What is required: Only a number is wanted: how many lines in the listing contain the word "table"?

---*---

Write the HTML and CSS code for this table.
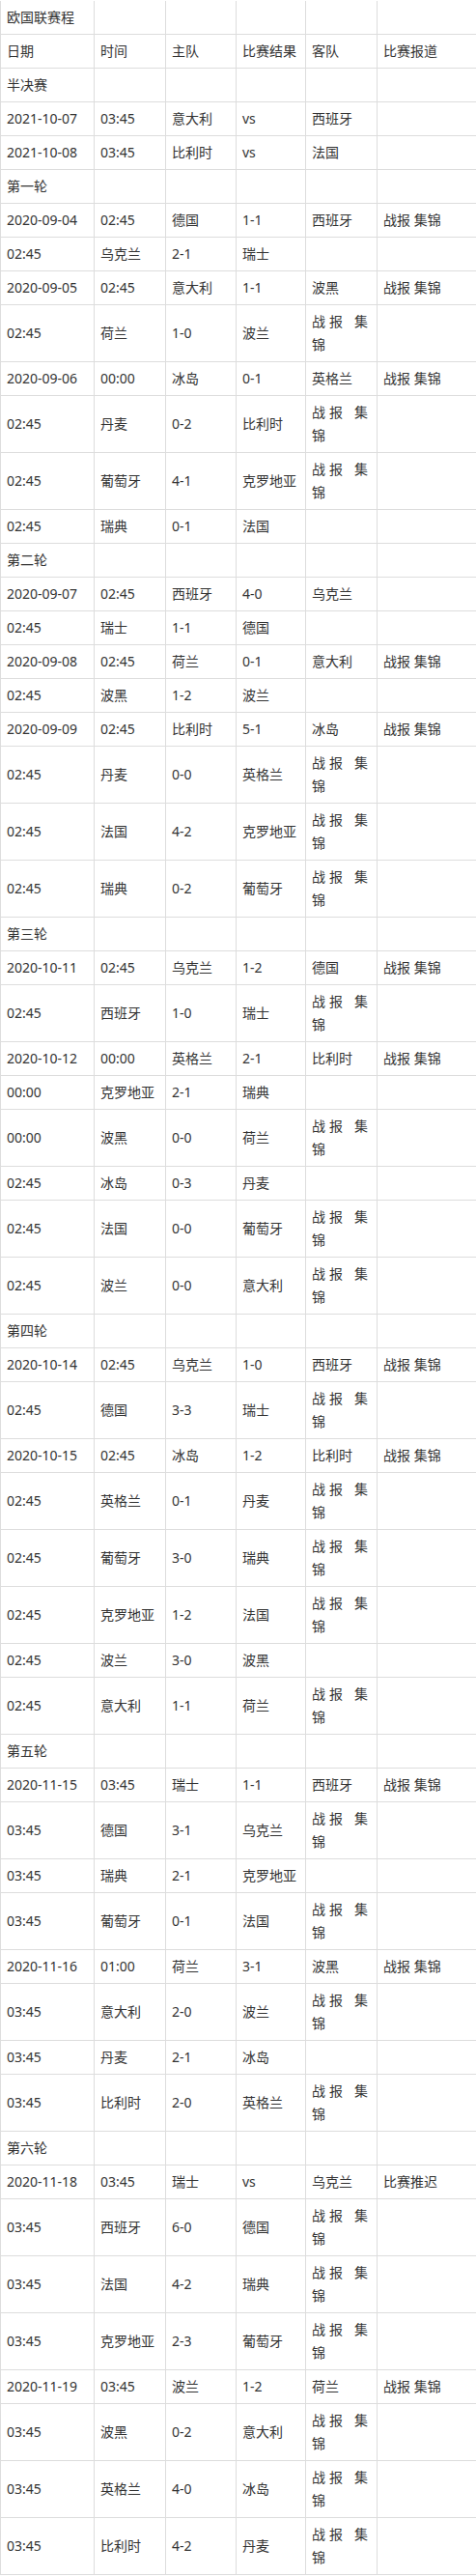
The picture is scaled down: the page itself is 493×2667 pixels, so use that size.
FILE: index.html
```html
<!DOCTYPE html>
<html lang="zh-CN">
<head>
<meta charset="utf-8">
<title>欧国联赛程</title>
<link rel="stylesheet" href="styles.css">
</head>
<body>
<table class="schedule">
<colgroup>
<col class="w1"><col class="w2"><col class="w3"><col class="w4"><col class="w5"><col class="w6">
</colgroup>
<tbody>
<tr><td>欧国联赛程</td><td></td><td></td><td></td><td></td><td></td></tr>
<tr><td>日期</td><td>时间</td><td>主队</td><td>比赛结果</td><td>客队</td><td>比赛报道</td></tr>
<tr><td>半决赛</td><td></td><td></td><td></td><td></td><td></td></tr>
<tr><td>2021-10-07</td><td>03:45</td><td>意大利</td><td>vs</td><td>西班牙</td><td></td></tr>
<tr><td>2021-10-08</td><td>03:45</td><td>比利时</td><td>vs</td><td>法国</td><td></td></tr>
<tr><td>第一轮</td><td></td><td></td><td></td><td></td><td></td></tr>
<tr><td>2020-09-04</td><td>02:45</td><td>德国</td><td>1-1</td><td>西班牙</td><td>战报 集锦</td></tr>
<tr><td>02:45</td><td>乌克兰</td><td>2-1</td><td>瑞士</td><td></td><td></td></tr>
<tr><td>2020-09-05</td><td>02:45</td><td>意大利</td><td>1-1</td><td>波黑</td><td>战报 集锦</td></tr>
<tr><td>02:45</td><td>荷兰</td><td>1-0</td><td>波兰</td><td>战报 集锦</td><td></td></tr>
<tr><td>2020-09-06</td><td>00:00</td><td>冰岛</td><td>0-1</td><td>英格兰</td><td>战报 集锦</td></tr>
<tr><td>02:45</td><td>丹麦</td><td>0-2</td><td>比利时</td><td>战报 集锦</td><td></td></tr>
<tr><td>02:45</td><td>葡萄牙</td><td>4-1</td><td>克罗地亚</td><td>战报 集锦</td><td></td></tr>
<tr><td>02:45</td><td>瑞典</td><td>0-1</td><td>法国</td><td></td><td></td></tr>
<tr><td>第二轮</td><td></td><td></td><td></td><td></td><td></td></tr>
<tr><td>2020-09-07</td><td>02:45</td><td>西班牙</td><td>4-0</td><td>乌克兰</td><td></td></tr>
<tr><td>02:45</td><td>瑞士</td><td>1-1</td><td>德国</td><td></td><td></td></tr>
<tr><td>2020-09-08</td><td>02:45</td><td>荷兰</td><td>0-1</td><td>意大利</td><td>战报 集锦</td></tr>
<tr><td>02:45</td><td>波黑</td><td>1-2</td><td>波兰</td><td></td><td></td></tr>
<tr><td>2020-09-09</td><td>02:45</td><td>比利时</td><td>5-1</td><td>冰岛</td><td>战报 集锦</td></tr>
<tr><td>02:45</td><td>丹麦</td><td>0-0</td><td>英格兰</td><td>战报 集锦</td><td></td></tr>
<tr><td>02:45</td><td>法国</td><td>4-2</td><td>克罗地亚</td><td>战报 集锦</td><td></td></tr>
<tr><td>02:45</td><td>瑞典</td><td>0-2</td><td>葡萄牙</td><td>战报 集锦</td><td></td></tr>
<tr><td>第三轮</td><td></td><td></td><td></td><td></td><td></td></tr>
<tr><td>2020-10-11</td><td>02:45</td><td>乌克兰</td><td>1-2</td><td>德国</td><td>战报 集锦</td></tr>
<tr><td>02:45</td><td>西班牙</td><td>1-0</td><td>瑞士</td><td>战报 集锦</td><td></td></tr>
<tr><td>2020-10-12</td><td>00:00</td><td>英格兰</td><td>2-1</td><td>比利时</td><td>战报 集锦</td></tr>
<tr><td>00:00</td><td>克罗地亚</td><td>2-1</td><td>瑞典</td><td></td><td></td></tr>
<tr><td>00:00</td><td>波黑</td><td>0-0</td><td>荷兰</td><td>战报 集锦</td><td></td></tr>
<tr><td>02:45</td><td>冰岛</td><td>0-3</td><td>丹麦</td><td></td><td></td></tr>
<tr><td>02:45</td><td>法国</td><td>0-0</td><td>葡萄牙</td><td>战报 集锦</td><td></td></tr>
<tr><td>02:45</td><td>波兰</td><td>0-0</td><td>意大利</td><td>战报 集锦</td><td></td></tr>
<tr><td>第四轮</td><td></td><td></td><td></td><td></td><td></td></tr>
<tr><td>2020-10-14</td><td>02:45</td><td>乌克兰</td><td>1-0</td><td>西班牙</td><td>战报 集锦</td></tr>
<tr><td>02:45</td><td>德国</td><td>3-3</td><td>瑞士</td><td>战报 集锦</td><td></td></tr>
<tr><td>2020-10-15</td><td>02:45</td><td>冰岛</td><td>1-2</td><td>比利时</td><td>战报 集锦</td></tr>
<tr><td>02:45</td><td>英格兰</td><td>0-1</td><td>丹麦</td><td>战报 集锦</td><td></td></tr>
<tr><td>02:45</td><td>葡萄牙</td><td>3-0</td><td>瑞典</td><td>战报 集锦</td><td></td></tr>
<tr><td>02:45</td><td>克罗地亚</td><td>1-2</td><td>法国</td><td>战报 集锦</td><td></td></tr>
<tr><td>02:45</td><td>波兰</td><td>3-0</td><td>波黑</td><td></td><td></td></tr>
<tr><td>02:45</td><td>意大利</td><td>1-1</td><td>荷兰</td><td>战报 集锦</td><td></td></tr>
<tr><td>第五轮</td><td></td><td></td><td></td><td></td><td></td></tr>
<tr><td>2020-11-15</td><td>03:45</td><td>瑞士</td><td>1-1</td><td>西班牙</td><td>战报 集锦</td></tr>
<tr><td>03:45</td><td>德国</td><td>3-1</td><td>乌克兰</td><td>战报 集锦</td><td></td></tr>
<tr><td>03:45</td><td>瑞典</td><td>2-1</td><td>克罗地亚</td><td></td><td></td></tr>
<tr><td>03:45</td><td>葡萄牙</td><td>0-1</td><td>法国</td><td>战报 集锦</td><td></td></tr>
<tr><td>2020-11-16</td><td>01:00</td><td>荷兰</td><td>3-1</td><td>波黑</td><td>战报 集锦</td></tr>
<tr><td>03:45</td><td>意大利</td><td>2-0</td><td>波兰</td><td>战报 集锦</td><td></td></tr>
<tr><td>03:45</td><td>丹麦</td><td>2-1</td><td>冰岛</td><td></td><td></td></tr>
<tr><td>03:45</td><td>比利时</td><td>2-0</td><td>英格兰</td><td>战报 集锦</td><td></td></tr>
<tr><td>第六轮</td><td></td><td></td><td></td><td></td><td></td></tr>
<tr><td>2020-11-18</td><td>03:45</td><td>瑞士</td><td>vs</td><td>乌克兰</td><td>比赛推迟</td></tr>
<tr><td>03:45</td><td>西班牙</td><td>6-0</td><td>德国</td><td>战报 集锦</td><td></td></tr>
<tr><td>03:45</td><td>法国</td><td>4-2</td><td>瑞典</td><td>战报 集锦</td><td></td></tr>
<tr><td>03:45</td><td>克罗地亚</td><td>2-3</td><td>葡萄牙</td><td>战报 集锦</td><td></td></tr>
<tr><td>2020-11-19</td><td>03:45</td><td>波兰</td><td>1-2</td><td>荷兰</td><td>战报 集锦</td></tr>
<tr><td>03:45</td><td>波黑</td><td>0-2</td><td>意大利</td><td>战报 集锦</td><td></td></tr>
<tr><td>03:45</td><td>英格兰</td><td>4-0</td><td>冰岛</td><td>战报 集锦</td><td></td></tr>
<tr><td>03:45</td><td>比利时</td><td>4-2</td><td>丹麦</td><td>战报 集锦</td><td></td></tr>
</tbody>
</table>
</body>
</html>
```

FILE: styles.css
```css
html, body {
  margin: 0;
  padding: 0;
  background: #fff;
}

body {
  font-family: "Noto Sans", "Noto Sans CJK SC", sans-serif;
  font-size: 14px;
  color: #333;
}

.schedule {
  border-collapse: separate;
  border-spacing: 0;
  table-layout: fixed;
  width: 493px;
  border-top: 1px solid #fff;
}

.w1 { width: 98px; }
.w2 { width: 74px; }
.w3 { width: 73px; }
.w4 { width: 72px; }
.w5 { width: 74px; }
.w6 { width: 102px; }

.schedule td {
  box-sizing: border-box;
  padding: 5px 6px;
  line-height: 24px;
  border-right: 1px solid #ddd;
  border-bottom: 1px solid #ddd;
  text-align: justify;
  vertical-align: middle;
  word-break: normal;
}

.schedule td:first-child {
  border-left: 1px solid #ddd;
}

.schedule td:nth-child(5) {
  padding-right: 9px;
}

.schedule td:last-child {
  border-right: none;
}
```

---*---

Answer for this exercise: 4